Ankore
Generators & Utilities · Free

UTM Parameter Builder

Build properly URL-encoded UTM-tagged campaign URLs in seconds. Live warnings on the conventions analytics tools care about, GA4-ready utm_id support, copy-to-clipboard output.

  • No signup, no email required
  • Works entirely in your browser
  • Output you can copy and paste directly
  • Built by a working SEO team, not gated by upsells

Campaign URL builder

Campaign URL

URL
// Enter a base URL plus utm_source, utm_medium, and utm_campaign to generate.
Quick reference
  • utm_source = origin site / list / channel name
  • utm_medium = channel type (email, cpc, social…)
  • utm_campaign = named promotion or initiative
  • utm_content = which variant inside the campaign
  • utm_term = paid keyword (legacy)
  • utm_id = unique campaign ID (GA4-recommended)

What it does

A UTM builder takes a destination URL, attaches the five (or six) UTM parameters most analytics tools track, and outputs a properly encoded campaign URL you can paste into emails, ad platforms, social posts, partner pages, or anywhere else you want to attribute traffic back to a specific source.

This builder runs entirely in your browser, validates the base URL, warns about case and whitespace conventions that quietly fragment your reports, and supports the GA4-recommended utm_id field most older tools do not bother with.
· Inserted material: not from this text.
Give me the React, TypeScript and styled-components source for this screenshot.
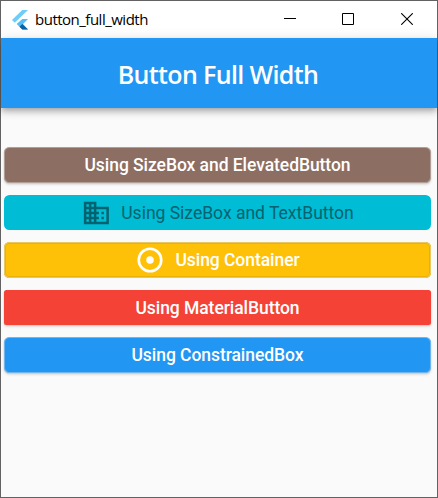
import React from "react";
import styled, { createGlobalStyle } from "styled-components";

const GlobalStyle = createGlobalStyle`
  * { box-sizing: border-box; }
  html, body { margin: 0; padding: 0; }
  body { overflow: hidden; }
`;

const Window = styled.div`
  width: 438px;
  height: 498px;
  display: flex;
  flex-direction: column;
  background: #fafafa;
  border: 1px solid #626262;
`;

const TitleBar = styled.header`
  height: 37px;
  flex: none;
  display: flex;
  align-items: center;
  justify-content: space-between;
  background: #fff;
  padding: 0 0 0 10px;
`;

const WindowName = styled.div`
  display: flex;
  align-items: center;
  gap: 5px;
  color: #000;
  font: 400 15px/20px "Open Sans", sans-serif;
  letter-spacing: -0.5px;

  svg { display: block; }
`;

const WindowLabel = styled.span`
  padding-bottom: 2px;
`;

const WindowControls = styled.div`
  display: flex;
  height: 100%;
`;

const ControlButton = styled.button<{ $width?: number }>`
  width: ${(p) => p.$width ?? 58}px;
  height: 100%;
  padding: 0 2px 1px 0;
  border: 0;
  background: none;
  display: flex;
  align-items: center;
  justify-content: center;

  svg { display: block; }
`;

const AppBar = styled.div`
  height: 70px;
  flex: none;
  display: flex;
  align-items: center;
  justify-content: center;
  background: #2196f3;
  box-shadow: 0 2px 5px -1px rgba(0, 0, 0, 0.2), 0 5px 6px rgba(0, 0, 0, 0.14),
    0 1px 12px rgba(0, 0, 0, 0.12);
`;

const Heading = styled.h1`
  margin: 0;
  padding: 2px 2px 0 0;
  color: #fff;
  font: 650 25px/34px "Open Sans", sans-serif;
  letter-spacing: -0.64px;
`;

const ButtonList = styled.main`
  display: flex;
  flex-direction: column;
  gap: 12px;
  padding: 39px 6px 0 3px;
`;

type Kind = "raised" | "soft" | "flat" | "outlined";

const elevation =
  "0 1px 2px rgba(0,0,0,.14), 0 2px 3px rgba(0,0,0,.08)";

const shadows: Record<Kind, string> = {
  raised: elevation,
  soft: `inset 0 0 0 1px rgba(225,225,225,.42), ${elevation}`,
  flat: "none",
  outlined: "inset 0 0 0 1px #e7c865, inset 0 0 0 2px #eab208",
};

const WideButton = styled.button<{
  $color: string;
  $ink?: string;
  $kind: Kind;
  $radius?: number;
  $height?: number;
  $weight?: number;
}>`
  width: 100%;
  height: ${(p) => p.$height ?? 36}px;
  padding: 0;
  border: 0;
  border-radius: ${(p) => p.$radius ?? 5.5}px;
  display: flex;
  align-items: center;
  justify-content: center;
  gap: 10px;
  background: ${(p) => p.$color};
  color: ${(p) => p.$ink ?? "#fff"};
  box-shadow: ${(p) => shadows[p.$kind]};
  font: ${(p) => p.$weight ?? 500} 17.5px/20px Roboto, sans-serif;
  letter-spacing: ${(p) => (p.$weight === 400 ? 0 : -0.06)}px;
  white-space: nowrap;

  svg { display: block; flex: none; }
`;

const FlutterLogo = () => (
  <svg width="19" height="20" viewBox="0 0 19 20">
    <path d="M11.3 0H17L3.8 12.8 1 10z" fill="#6fcdf8" />
    <path d="M11.3 9H17l-5 5 5 5.5h-5.7L5.7 14z" fill="#54bdf3" />
    <path d="M8.5 16.8l2.8-2.8 5.7 5.5h-5.7z" fill="#0862a5" />
  </svg>
);

const BusinessIcon = () => (
  <svg width="30" height="30" viewBox="-0.3 0 24 24" fill="currentColor">
    <path d="M12 7V3H2v18h20V7H12zM6 19H4v-2h2v2zm0-4H4v-2h2v2zm0-4H4V9h2v2zm0-4H4V5h2v2zm4 12H8v-2h2v2zm0-4H8v-2h2v2zm0-4H8V9h2v2zm0-4H8V5h2v2zm10 12h-8v-2h2v-2h-2v-2h2v-2h-2V9h8v10zm-2-8h-2v2h2v-2zm0 4h-2v2h2v-2z" />
  </svg>
);

const AdjustIcon = () => (
  <svg width="30" height="30" viewBox="0 0 24 24" fill="none">
    <circle cx="12" cy="12" r="9" stroke="currentColor" strokeWidth="2.1" />
    <circle cx="12" cy="12" r="3" fill="currentColor" />
  </svg>
);

export default function App() {
  return (
    <>
      <GlobalStyle />
      <Window>
        <TitleBar>
          <WindowName>
            <FlutterLogo />
            <WindowLabel>button_full_width</WindowLabel>
          </WindowName>
          <WindowControls>
            <ControlButton aria-label="Minimize">
              <svg width="12" height="12" viewBox="0 0 12 12">
                <path d="M0 5.5h12" stroke="#000" />
              </svg>
            </ControlButton>
            <ControlButton aria-label="Maximize">
              <svg width="12" height="12" viewBox="0 0 12 12">
                <path d="M.5.5h11v11H.5z" stroke="#000" fill="none" />
              </svg>
            </ControlButton>
            <ControlButton aria-label="Close" $width={59}>
              <svg width="12" height="12" viewBox="0 0 12 12">
                <path d="M.2.2l11.6 11.6M11.8.2L.2 11.8" stroke="#000" strokeWidth="1.1" />
              </svg>
            </ControlButton>
          </WindowControls>
        </TitleBar>
        <AppBar>
          <Heading>Button Full Width</Heading>
        </AppBar>
        <ButtonList>
          <WideButton $color="#8d6e63" $kind="soft">
            Using SizeBox and ElevatedButton
          </WideButton>
          <WideButton $color="#00bcd4" $ink="#01636f" $kind="flat" $height={35} $weight={400}>
            <BusinessIcon />
            Using SizeBox and TextButton
          </WideButton>
          <WideButton $color="#ffc107" $kind="outlined">
            <AdjustIcon />
            Using Container
          </WideButton>
          <WideButton $color="#f44336" $kind="raised" $height={35} $radius={2.5}>
            Using MaterialButton
          </WideButton>
          <WideButton $color="#2196f3" $kind="soft">
            Using ConstrainedBox
          </WideButton>
        </ButtonList>
      </Window>
    </>
  );
}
Why UTMs still matter in 2026

Even with consent-mode reporting, server-side tagging, and AI-driven attribution all gaining ground, UTMs remain the simplest, most portable, and most resilient form of campaign attribution. They work in every analytics platform — GA4, Plausible, Fathom, Heap, Mixpanel, your own server logs — without configuration. No JavaScript needed on the destination, no server-side install, no privacy-blocked third-party cookie dependency.

The catch is that UTMs are only as useful as your team's discipline in using them consistently. Inconsistent capitalization ("Newsletter" vs "newsletter"), accidental spaces, or campaign-name drift across teams all silently fragment your reports. The warnings this tool surfaces exist to catch those mistakes before they propagate.

The five (or six) UTM parameters explained

utm_source — required

The specific origin of the click. The newsletter name, the partner domain, the social network. Examples: newsletter, twitter, partner-acme, google. Pick a stable name and use it forever — if you send from your weekly newsletter, every link should use the same source name.

utm_medium — required

The marketing channel type. This is a controlled vocabulary — pick a small set (email, cpc, social, referral, organic, display, affiliate, podcast, qr) and never let team members invent new mediums on the fly. Inconsistent mediums are the single most common reason GA4 default reports look like someone has been hit by a truck.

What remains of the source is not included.